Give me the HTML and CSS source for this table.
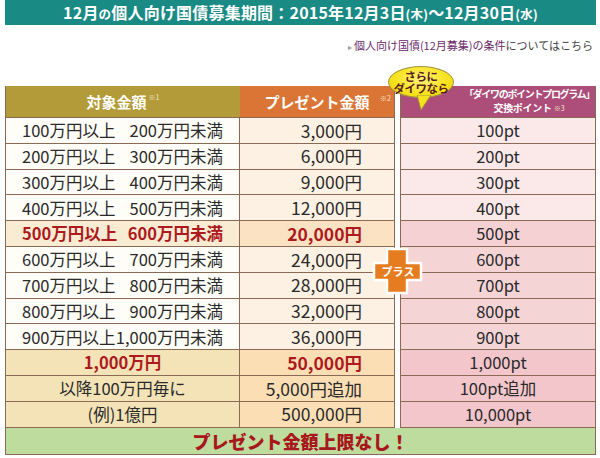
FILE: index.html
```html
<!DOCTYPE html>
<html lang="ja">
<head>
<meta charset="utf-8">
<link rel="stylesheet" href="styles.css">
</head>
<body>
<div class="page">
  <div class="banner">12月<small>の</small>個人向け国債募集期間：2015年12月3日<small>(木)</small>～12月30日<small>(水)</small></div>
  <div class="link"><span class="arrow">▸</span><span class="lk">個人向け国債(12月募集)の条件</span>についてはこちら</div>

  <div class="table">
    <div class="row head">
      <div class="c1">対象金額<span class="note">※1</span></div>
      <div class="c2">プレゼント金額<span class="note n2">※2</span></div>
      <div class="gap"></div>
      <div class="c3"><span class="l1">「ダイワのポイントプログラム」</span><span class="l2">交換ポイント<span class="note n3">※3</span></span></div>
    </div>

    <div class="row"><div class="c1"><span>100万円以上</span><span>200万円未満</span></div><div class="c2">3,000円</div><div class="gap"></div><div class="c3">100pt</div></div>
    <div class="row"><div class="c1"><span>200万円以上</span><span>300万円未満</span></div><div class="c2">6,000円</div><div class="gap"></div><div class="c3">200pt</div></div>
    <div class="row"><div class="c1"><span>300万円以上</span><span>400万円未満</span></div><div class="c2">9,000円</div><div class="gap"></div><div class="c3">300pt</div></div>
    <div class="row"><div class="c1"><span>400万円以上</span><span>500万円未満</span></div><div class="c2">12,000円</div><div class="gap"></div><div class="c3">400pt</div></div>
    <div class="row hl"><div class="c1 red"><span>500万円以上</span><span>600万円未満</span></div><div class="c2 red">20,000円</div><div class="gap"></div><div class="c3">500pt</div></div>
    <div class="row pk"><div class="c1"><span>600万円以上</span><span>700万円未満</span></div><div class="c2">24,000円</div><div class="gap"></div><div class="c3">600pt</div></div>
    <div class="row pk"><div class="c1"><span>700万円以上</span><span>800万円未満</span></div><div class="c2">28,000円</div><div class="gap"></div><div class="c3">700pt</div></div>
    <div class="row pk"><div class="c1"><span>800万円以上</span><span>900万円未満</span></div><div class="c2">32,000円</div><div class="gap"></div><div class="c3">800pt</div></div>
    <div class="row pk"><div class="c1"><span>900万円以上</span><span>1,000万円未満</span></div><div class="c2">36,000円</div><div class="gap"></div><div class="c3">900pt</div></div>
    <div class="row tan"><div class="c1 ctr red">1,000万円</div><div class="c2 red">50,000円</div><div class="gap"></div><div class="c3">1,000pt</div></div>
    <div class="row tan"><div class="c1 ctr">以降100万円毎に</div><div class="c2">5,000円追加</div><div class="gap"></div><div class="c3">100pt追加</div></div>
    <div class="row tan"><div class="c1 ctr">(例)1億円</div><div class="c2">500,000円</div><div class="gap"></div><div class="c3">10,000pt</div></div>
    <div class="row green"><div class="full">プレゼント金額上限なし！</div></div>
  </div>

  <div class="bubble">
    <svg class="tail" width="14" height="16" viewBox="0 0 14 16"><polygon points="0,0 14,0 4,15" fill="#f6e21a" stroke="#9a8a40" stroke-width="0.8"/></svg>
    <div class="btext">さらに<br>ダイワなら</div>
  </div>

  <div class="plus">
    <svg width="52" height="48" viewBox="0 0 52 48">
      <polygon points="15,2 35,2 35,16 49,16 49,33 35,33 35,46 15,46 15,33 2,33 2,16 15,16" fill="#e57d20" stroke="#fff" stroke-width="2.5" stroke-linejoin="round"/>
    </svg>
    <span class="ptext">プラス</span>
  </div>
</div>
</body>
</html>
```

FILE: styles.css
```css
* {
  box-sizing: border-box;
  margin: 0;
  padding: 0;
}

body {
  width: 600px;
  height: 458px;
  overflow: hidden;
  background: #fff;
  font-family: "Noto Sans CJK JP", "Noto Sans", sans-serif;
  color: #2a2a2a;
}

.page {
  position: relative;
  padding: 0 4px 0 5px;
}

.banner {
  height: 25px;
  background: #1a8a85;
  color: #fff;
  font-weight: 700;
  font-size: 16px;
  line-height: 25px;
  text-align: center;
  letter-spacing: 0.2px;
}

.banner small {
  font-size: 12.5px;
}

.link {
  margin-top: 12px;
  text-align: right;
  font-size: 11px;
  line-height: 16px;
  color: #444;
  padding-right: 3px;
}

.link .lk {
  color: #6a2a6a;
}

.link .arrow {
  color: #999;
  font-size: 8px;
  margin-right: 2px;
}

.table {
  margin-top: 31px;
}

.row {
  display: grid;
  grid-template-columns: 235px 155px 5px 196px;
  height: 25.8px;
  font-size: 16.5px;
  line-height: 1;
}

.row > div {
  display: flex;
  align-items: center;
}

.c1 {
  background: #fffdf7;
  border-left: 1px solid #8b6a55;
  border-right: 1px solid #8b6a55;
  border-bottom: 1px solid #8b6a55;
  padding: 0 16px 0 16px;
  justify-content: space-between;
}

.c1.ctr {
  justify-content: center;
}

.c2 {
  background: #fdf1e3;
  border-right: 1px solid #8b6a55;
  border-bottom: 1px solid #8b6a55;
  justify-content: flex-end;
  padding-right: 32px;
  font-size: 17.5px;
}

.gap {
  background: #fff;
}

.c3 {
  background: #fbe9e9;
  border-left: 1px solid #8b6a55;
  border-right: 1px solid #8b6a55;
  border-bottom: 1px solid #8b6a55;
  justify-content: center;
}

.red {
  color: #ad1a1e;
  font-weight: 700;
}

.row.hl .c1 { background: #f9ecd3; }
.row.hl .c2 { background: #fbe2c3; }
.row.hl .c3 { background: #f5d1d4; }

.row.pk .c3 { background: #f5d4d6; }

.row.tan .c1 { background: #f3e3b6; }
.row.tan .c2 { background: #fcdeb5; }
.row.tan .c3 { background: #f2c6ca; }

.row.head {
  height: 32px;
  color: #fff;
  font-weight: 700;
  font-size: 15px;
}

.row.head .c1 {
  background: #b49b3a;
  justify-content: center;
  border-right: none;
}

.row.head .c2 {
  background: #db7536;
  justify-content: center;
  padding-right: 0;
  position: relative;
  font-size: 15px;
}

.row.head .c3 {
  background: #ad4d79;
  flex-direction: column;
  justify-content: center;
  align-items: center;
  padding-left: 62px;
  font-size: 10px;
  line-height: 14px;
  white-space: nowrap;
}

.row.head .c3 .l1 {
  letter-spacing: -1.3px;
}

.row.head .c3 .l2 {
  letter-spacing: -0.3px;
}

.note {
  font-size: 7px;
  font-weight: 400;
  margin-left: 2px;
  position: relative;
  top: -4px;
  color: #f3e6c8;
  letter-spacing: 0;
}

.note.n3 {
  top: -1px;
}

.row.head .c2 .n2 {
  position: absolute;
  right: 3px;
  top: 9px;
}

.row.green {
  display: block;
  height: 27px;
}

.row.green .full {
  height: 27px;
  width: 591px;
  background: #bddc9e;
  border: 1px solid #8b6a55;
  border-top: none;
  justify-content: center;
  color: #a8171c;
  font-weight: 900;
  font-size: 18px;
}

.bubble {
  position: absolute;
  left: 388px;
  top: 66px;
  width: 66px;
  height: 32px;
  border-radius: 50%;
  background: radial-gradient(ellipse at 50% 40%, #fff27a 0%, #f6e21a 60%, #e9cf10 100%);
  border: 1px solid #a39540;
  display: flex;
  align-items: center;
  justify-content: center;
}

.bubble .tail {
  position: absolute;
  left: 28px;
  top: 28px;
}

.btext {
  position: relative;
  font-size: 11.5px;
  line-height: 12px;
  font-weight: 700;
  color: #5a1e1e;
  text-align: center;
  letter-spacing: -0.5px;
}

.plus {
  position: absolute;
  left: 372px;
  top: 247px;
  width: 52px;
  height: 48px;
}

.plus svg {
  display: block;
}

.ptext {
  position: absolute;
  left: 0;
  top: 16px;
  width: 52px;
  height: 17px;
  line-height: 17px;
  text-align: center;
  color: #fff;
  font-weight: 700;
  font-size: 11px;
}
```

◆ ◆ ◆ ◆ ◆

GIVEN EXERCISE: Collect the lines that hold "table".

WRITTEN REPLY:
Give me the HTML and CSS source for this table.
  <div class="table">
.table {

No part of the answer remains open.